» Material provided:
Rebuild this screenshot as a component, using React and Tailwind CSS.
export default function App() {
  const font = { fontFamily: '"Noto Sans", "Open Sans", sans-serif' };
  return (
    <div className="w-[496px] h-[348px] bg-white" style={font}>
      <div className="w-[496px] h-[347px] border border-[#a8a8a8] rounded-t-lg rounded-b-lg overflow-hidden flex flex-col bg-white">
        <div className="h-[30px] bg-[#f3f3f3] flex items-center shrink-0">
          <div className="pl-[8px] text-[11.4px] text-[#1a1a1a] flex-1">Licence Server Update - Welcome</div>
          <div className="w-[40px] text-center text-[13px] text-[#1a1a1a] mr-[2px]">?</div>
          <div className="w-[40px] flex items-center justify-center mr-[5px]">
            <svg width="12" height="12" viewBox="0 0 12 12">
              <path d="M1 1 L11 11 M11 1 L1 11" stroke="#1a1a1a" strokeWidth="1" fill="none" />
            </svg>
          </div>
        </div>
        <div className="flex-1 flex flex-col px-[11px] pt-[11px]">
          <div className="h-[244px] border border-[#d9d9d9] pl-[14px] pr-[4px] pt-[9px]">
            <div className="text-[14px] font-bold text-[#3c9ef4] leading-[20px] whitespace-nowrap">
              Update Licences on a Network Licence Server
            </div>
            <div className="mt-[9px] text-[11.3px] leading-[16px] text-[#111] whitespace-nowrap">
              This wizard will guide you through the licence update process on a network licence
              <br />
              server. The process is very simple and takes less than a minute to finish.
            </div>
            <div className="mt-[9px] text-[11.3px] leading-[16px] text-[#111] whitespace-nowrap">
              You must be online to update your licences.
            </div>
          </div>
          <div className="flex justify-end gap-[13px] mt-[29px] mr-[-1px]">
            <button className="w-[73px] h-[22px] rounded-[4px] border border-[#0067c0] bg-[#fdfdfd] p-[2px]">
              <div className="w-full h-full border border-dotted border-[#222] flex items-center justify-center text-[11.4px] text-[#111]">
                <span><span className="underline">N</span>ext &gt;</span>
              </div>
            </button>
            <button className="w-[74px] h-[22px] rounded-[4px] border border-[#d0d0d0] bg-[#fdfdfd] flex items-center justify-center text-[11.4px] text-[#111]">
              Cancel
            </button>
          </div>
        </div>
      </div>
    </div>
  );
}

* * *

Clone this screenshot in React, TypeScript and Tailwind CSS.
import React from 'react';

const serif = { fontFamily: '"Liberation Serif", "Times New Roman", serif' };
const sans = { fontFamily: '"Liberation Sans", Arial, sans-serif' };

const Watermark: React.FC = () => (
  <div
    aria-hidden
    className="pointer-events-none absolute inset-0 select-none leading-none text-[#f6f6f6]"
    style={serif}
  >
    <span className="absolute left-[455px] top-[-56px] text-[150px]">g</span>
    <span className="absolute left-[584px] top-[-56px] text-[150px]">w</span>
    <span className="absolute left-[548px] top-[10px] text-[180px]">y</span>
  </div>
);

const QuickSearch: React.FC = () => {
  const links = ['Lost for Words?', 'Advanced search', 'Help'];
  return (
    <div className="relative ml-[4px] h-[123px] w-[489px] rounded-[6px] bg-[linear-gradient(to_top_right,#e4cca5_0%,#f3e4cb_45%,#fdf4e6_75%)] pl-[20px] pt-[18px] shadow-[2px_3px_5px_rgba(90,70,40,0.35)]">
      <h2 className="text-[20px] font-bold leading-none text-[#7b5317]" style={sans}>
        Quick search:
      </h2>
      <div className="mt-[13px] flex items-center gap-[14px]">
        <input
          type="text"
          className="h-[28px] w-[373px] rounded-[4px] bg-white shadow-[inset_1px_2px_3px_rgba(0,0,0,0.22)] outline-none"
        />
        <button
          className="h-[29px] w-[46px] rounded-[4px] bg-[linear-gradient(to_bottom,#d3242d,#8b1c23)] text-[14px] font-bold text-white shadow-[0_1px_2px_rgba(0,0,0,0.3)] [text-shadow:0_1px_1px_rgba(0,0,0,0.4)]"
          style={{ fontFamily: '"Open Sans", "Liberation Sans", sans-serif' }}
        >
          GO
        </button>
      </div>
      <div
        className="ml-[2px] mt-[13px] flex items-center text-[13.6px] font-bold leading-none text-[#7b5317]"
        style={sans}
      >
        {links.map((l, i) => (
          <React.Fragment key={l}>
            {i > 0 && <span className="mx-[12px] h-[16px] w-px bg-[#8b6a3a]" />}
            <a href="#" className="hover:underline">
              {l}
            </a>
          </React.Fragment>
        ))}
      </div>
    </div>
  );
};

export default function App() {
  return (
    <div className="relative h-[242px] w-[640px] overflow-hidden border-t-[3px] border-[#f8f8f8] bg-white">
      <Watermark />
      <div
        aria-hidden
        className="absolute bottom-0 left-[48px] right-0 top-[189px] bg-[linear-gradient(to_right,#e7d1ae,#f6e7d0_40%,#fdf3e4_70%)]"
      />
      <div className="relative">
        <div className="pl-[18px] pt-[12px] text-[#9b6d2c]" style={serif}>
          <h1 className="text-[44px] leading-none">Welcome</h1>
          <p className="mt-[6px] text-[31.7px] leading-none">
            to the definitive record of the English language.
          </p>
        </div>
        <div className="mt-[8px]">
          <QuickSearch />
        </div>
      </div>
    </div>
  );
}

» Do this: Where a line holds the string "React", copy that line.

» Answer for the task:
Rebuild this screenshot as a component, using React and Tailwind CSS.
Clone this screenshot in React, TypeScript and Tailwind CSS.
import React from 'react';
const Watermark: React.FC = () => (
const QuickSearch: React.FC = () => {
          <React.Fragment key={l}>
          </React.Fragment>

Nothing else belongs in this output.